What should happen? The contract should be held to be void, and the parents should provide support to the child.

It’s one of the risks one takes with surrogacy, I am afraid. There are two interests here that trump as far as I can see. First, during the pregnancy I do not feel that a couple should be permitted to compel a woman to have an abortion. Second, after the pregnancy, there exists a child with a right to support from its parents. If you do not want to risk having a child with a disability, adopt. This situation is no different from that in which a man says “I don’t want a child who is disabled,” and his wife agrees. They get pregnant, and an amniocentesis suggests the child will be disabled. At this point, I 100% defend the right of the mother to abort. But if she chooses not to, even if the couple divorce as a result, the child still has the right to support from the father.

What you are suggesting here is just another way of saying fathers should be able to opt out of supporting their children if the woman told them before hand she was on birth control, or would have an abortion. That’s not the law, and it should not be the law, for both practical and ethical reasons.

Did the contract pay her the same amount regardless of whether there was a live birth?

If you attach a penalty such as “if you don’t get the abortion, the guy can divorce you and you get nothing but child support”

This sounds pretty close to what I would guess.

We can argue whether it is fair to hold fathers “strictly” liable to support all their progeny but the law developed that way based on public policy grounds. The notion was that the welfare of the child (once born) outweighed any equitable concerns of forcing a father to pay to raise a child that he would rather have aborted.

This led to some abuses (mistresses getting pregnant to maintain an income after the guy moved on to his next mistress; guys getting cornered into marrying girls because they couldn’t afford to maintain two households, etc.), but in the end, the law cares about the welfare of the child.

Everyone keeps talking about fathers having to pay child support; wouldn’t both members of the commissioning couple be equally liable for child support if both their gametes were used? :confused: What if the wife’s egg was used with donor sperm?

If the contract compelled abortion in the event of congenital defect, I would have all kinds of problems with that, on multiple levels.
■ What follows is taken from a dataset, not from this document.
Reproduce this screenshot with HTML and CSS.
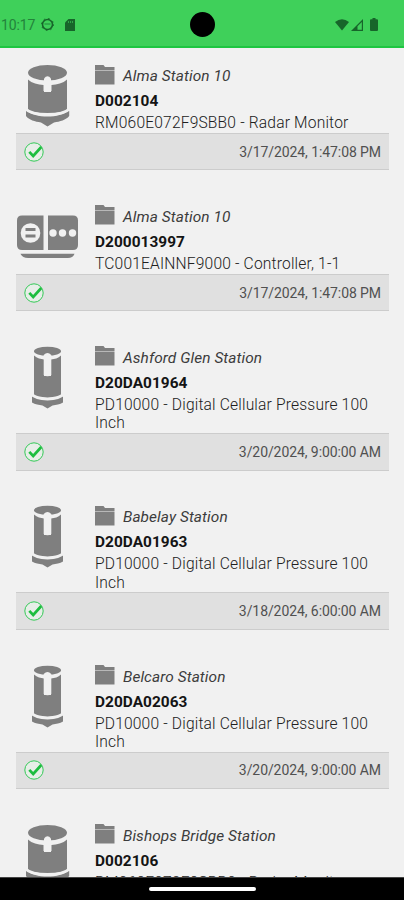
FILE: index.html
```
<!DOCTYPE html>
<html lang="en">
<head>
<meta charset="utf-8">
<title>Stations</title>
<link rel="stylesheet" href="styles.css">
</head>
<body>
<svg class="defs" width="0" height="0" aria-hidden="true">
  <symbol id="radar" viewBox="0 0 64 64">
    <ellipse cx="31.500" cy="8.800" rx="19.500" ry="7.800"/>
    <path d="M12 15.500C16 19.500 22 20.500 27.500 21V27H35.500V21C41 20.500 47 19.500 51 15.500V46C42 50.500 21 50.500 12 46Z"/>
    <path class="cut" d="M28 28V14.500Q31.500 10 35 14.500V28Z"/>
    <path d="M10.500 46.500C19 54.500 44 54.500 52.500 46.500L53.200 47V52C50 56 44 57.500 38 58.500L31.500 62.500L25 58.500C19 57.500 13 56 10 52V47Z"/>
    <path class="gap" d="M9 44.500C17 52.500 46 52.500 54 44.500"/>
  </symbol>
  <symbol id="pressure" viewBox="0 0 64 64">
    <ellipse cx="31.500" cy="5.300" rx="13.500" ry="4.500"/>
    <path d="M18 9.500C21 12.500 25 13 28 13.500V30H35V13.500C39 13 42 12.500 45 9.500V49C39 53 24 53 18 49Z"/>
    <path class="cut" d="M27.700 29V9Q31.500 5 35.300 9V29Q31.500 31.500 27.700 29Z"/>
    <path d="M17 49.500C22 55.500 41 55.500 46 49.500L47 51V56.500C44 58.500 40 59 36.500 59.500L31.500 62.500L26.500 59.500C23 59 19 58.500 16 56.500V51Z"/>
    <path class="gap" d="M15.500 48C21 54.500 42 54.500 47.500 48"/>
  </symbol>
  <symbol id="controller" viewBox="0 0 64 64">
    <path d="M6 10.500H27.500V45H6Q1 45 1 40V15.500Q1 10.500 6 10.500Z"/>
    <path d="M32 10.500H57Q62 10.500 62 15.500V40Q62 45 57 45H32Z"/>
    <path d="M4.500 48.800H58.500Q57 53 52 53H12Q6.500 53 4.500 48.800Z"/>
    <circle class="cut" cx="14.500" cy="28" r="9.800"/>
    <path d="M9.500 23H19.500V26H9.500ZM9.500 29.500H19.500V32.500H9.500Z"/>
    <g class="cut"><circle cx="37" cy="28" r="3.700"/><circle cx="46.500" cy="28" r="3.700"/><circle cx="56.500" cy="28" r="3.700"/></g>
  </symbol>
  <symbol id="folder" viewBox="0 0 20 20">
    <path d="M0 0H8.500L10 2H19.500V5H0Z"/><path d="M0 5H19.500V6H0Z" opacity=".5"/><path d="M0 6H19.500V19.500H0Z"/>
  </symbol>
  <symbol id="check" viewBox="0 0 20 20">
    <circle cx="10" cy="10" r="9.200" fill="#e7eee8" stroke="#35c957" stroke-width="1"/>
    <path d="M5.300 9.800L9.200 14L17.300 5" fill="none" stroke="#1dbd3f" stroke-width="2.700"/>
  </symbol>
</svg>
<div class="screen">
  <header class="status">
    <span class="clock">10:17</span>
    <svg class="face" viewBox="0 0 13 13"><circle cx="6.500" cy="6.500" r="5" fill="none" stroke="currentColor" stroke-width="1.600"/><circle cx="6.500" cy="6.500" r="6" fill="none" stroke="currentColor" stroke-width="1" stroke-dasharray="1.570 3.140"/><path d="M3.500 5.200H9.500V6.800H3.500Z" opacity=".45"/></svg>
    <svg class="card" viewBox="0 0 10 12"><path d="M3.500 0H10V12H0V3.500Z"/><path d="M3.500 2V4M5.500 2V4M7.500 2V4" stroke="#3fd05a" stroke-width=".6"/></svg>
    <span class="camera"></span>
    <svg class="wifi" viewBox="0 0 14 12"><path d="M0 3Q7-2.500 14 3L7 11.500Z"/></svg>
    <svg class="signal" viewBox="0 0 12 12"><path d="M0 12L12 0V12Z"/><path d="M6.500 7.300L10.800 3V10.800H6.500Z" fill="#3fd05a"/></svg>
    <svg class="battery" viewBox="0 0 8 13"><path d="M2.500 0H5.500V1.300H7Q8 1.300 8 2.500V12Q8 13 7 13H1Q0 13 0 12V2.500Q0 1.300 1 1.300H2.500Z"/></svg>
  </header>
  <main class="list">
    <article class="item">
      <div class="info"><svg class="device"><use href="#radar"/></svg>
        <div class="text"><div class="station"><svg class="folder"><use href="#folder"/></svg><span class="name">Alma Station 10</span></div>
        <div class="serial">D002104</div><div class="model">RM060E072F9SBB0 - Radar Monitor</div></div></div>
      <div class="bar"><svg class="check"><use href="#check"/></svg><time>3/17/2024, 1:47:08 PM</time></div>
    </article>
    <article class="item">
      <div class="info"><svg class="device"><use href="#controller"/></svg>
        <div class="text"><div class="station"><svg class="folder"><use href="#folder"/></svg><span class="name">Alma Station 10</span></div>
        <div class="serial">D200013997</div><div class="model">TC001EAINNF9000 - Controller, 1-1</div></div></div>
      <div class="bar"><svg class="check"><use href="#check"/></svg><time>3/17/2024, 1:47:08 PM</time></div>
    </article>
    <article class="item">
      <div class="info"><svg class="device"><use href="#pressure"/></svg>
        <div class="text"><div class="station"><svg class="folder"><use href="#folder"/></svg><span class="name">Ashford Glen Station</span></div>
        <div class="serial">D20DA01964</div><div class="model">PD10000 - Digital Cellular Pressure 100<br>Inch</div></div></div>
      <div class="bar"><svg class="check"><use href="#check"/></svg><time>3/20/2024, 9:00:00 AM</time></div>
    </article>
    <article class="item">
      <div class="info"><svg class="device"><use href="#pressure"/></svg>
        <div class="text"><div class="station"><svg class="folder"><use href="#folder"/></svg><span class="name">Babelay Station</span></div>
        <div class="serial">D20DA01963</div><div class="model">PD10000 - Digital Cellular Pressure 100<br>Inch</div></div></div>
      <div class="bar"><svg class="check"><use href="#check"/></svg><time>3/18/2024, 6:00:00 AM</time></div>
    </article>
    <article class="item">
      <div class="info"><svg class="device"><use href="#pressure"/></svg>
        <div class="text"><div class="station"><svg class="folder"><use href="#folder"/></svg><span class="name">Belcaro Station</span></div>
        <div class="serial">D20DA02063</div><div class="model">PD10000 - Digital Cellular Pressure 100<br>Inch</div></div></div>
      <div class="bar"><svg class="check"><use href="#check"/></svg><time>3/20/2024, 9:00:00 AM</time></div>
    </article>
    <article class="item">
      <div class="info"><svg class="device"><use href="#radar"/></svg>
        <div class="text"><div class="station"><svg class="folder"><use href="#folder"/></svg><span class="name">Bishops Bridge Station</span></div>
        <div class="serial">D002106</div><div class="model">RM060E072F9SBB0 - Radar Monitor</div></div></div>
    </article>
  </main>
  <footer class="nav"><span class="handle"></span></footer>
</div>
</body>
</html>
```
FILE: styles.css
```
* { box-sizing: border-box; }
body { margin: 0; font-family: Roboto, sans-serif; background: #f1f1f1; }
.defs { position: absolute; }
.screen { width: 404px; height: 900px; display: flex; flex-direction: column; overflow: hidden; }
.status { flex: 0 0 48px; display: flex; align-items: center; background: #3fd05a; border-bottom: 2px solid #1ec641; color: #17652a; padding: 3px 26px 0 1px; position: relative; }
.status svg { fill: currentColor; flex: none; }
.clock { font-size: 14px; width: 40px; letter-spacing: -.1px; color: #23833a; }
.face { width: 13px; height: 13px; }
.card { width: 10px; height: 12px; margin-left: 11px; }
.camera { position: absolute; left: 190px; top: 12px; width: 25px; height: 25px; border-radius: 50%; background: #000; }
.wifi { width: 14px; height: 12px; margin-left: auto; }
.signal { width: 12px; height: 12px; margin-left: 2px; }
.battery { width: 8px; height: 13px; margin-left: 7px; }
.list { flex: 1; min-height: 0; overflow: hidden; padding: 15px 15px 0 16px; }
.item { margin-bottom: 33.600px; }
.info { display: flex; gap: 15px; }
.device { width: 64px; height: 64px; margin-top: 1px; fill: #7f7f7f; flex: none; }
.cut { fill: #f1f1f1; }
.gap { fill: none; stroke: #f1f1f1; stroke-width: 3px; }
.text { color: #202020; padding-bottom: .600px; }
.station { display: flex; align-items: center; height: 26px; gap: 8px; }
.folder { width: 20px; height: 20px; fill: #7f7f7f; margin-bottom: 3px; }
.name { font-size: 15.400px; font-style: italic; white-space: nowrap; letter-spacing: .09px; color: #3c3c3c; }
.serial { font-size: 15.400px; font-weight: 700; line-height: 25px; color: #141414; letter-spacing: .05px; }
.model { font-size: 15.600px; line-height: 18.300px; white-space: nowrap; font-weight: 300; letter-spacing: .17px; }
.bar { height: 37.500px; display: flex; align-items: center; justify-content: space-between; background: #e0e0e0; border-top: 1.500px solid #cccccc; border-bottom: 1.500px solid #cccccc; padding: 0 8px; }
.check { width: 20px; height: 20px; }
time { font-size: 14px; color: #505050; letter-spacing: -.08px; }
.nav { flex: 0 0 23px; background: #000; border-top: 1px solid #444; display: flex; justify-content: center; padding-top: 8.500px; }
.handle { width: 107px; height: 4px; border-radius: 2px; background: #fff; }
```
But from what I can tell, that’s not what the contract says: Rather, it says that in the event of congenital defect, full responsibility (including the responsibility to decide whether to have an abortion) falls onto the host mother. And so long as the host mother agreed to that, I can’t really see a problem.

Quoth villa:

Sure, but under the terms of this contract, the child (once born) would receive support. All that changes is who the support would be received from.

But the child’s right to support from its parents doesn’t arise out of contract, and can’t be contracted out of - especially not by a contract to which the child is not a party.

The surrogate has no power to absolve the parents of their obligation towards the child; at most, she can agree to reimburse them for the child support obligations that they have, as villa suggests.

This could make a big difference, if child support is means-related. The child support payments will be calculated on the basis of the parents’ means, not those of the surrogate. Stereotypical assumptions would suggest that parents in this situation generally have greater means that surrogates.

Furthermore, if the surrogate defaulted on her obligation to reimburse the parents - if, for example, she simply couldn’t afford to pay the amount of child support calculated by reference to the parents’ means - this wouldn’t affect the parents’ obligation to the child to pay child support.

In short, this contract is not necessarily effective to insulate the parents from the financial consequences of begetting a child with Down’s syndrome. At best it can provide a mechanism whereby the cost may be shared with the surrogate.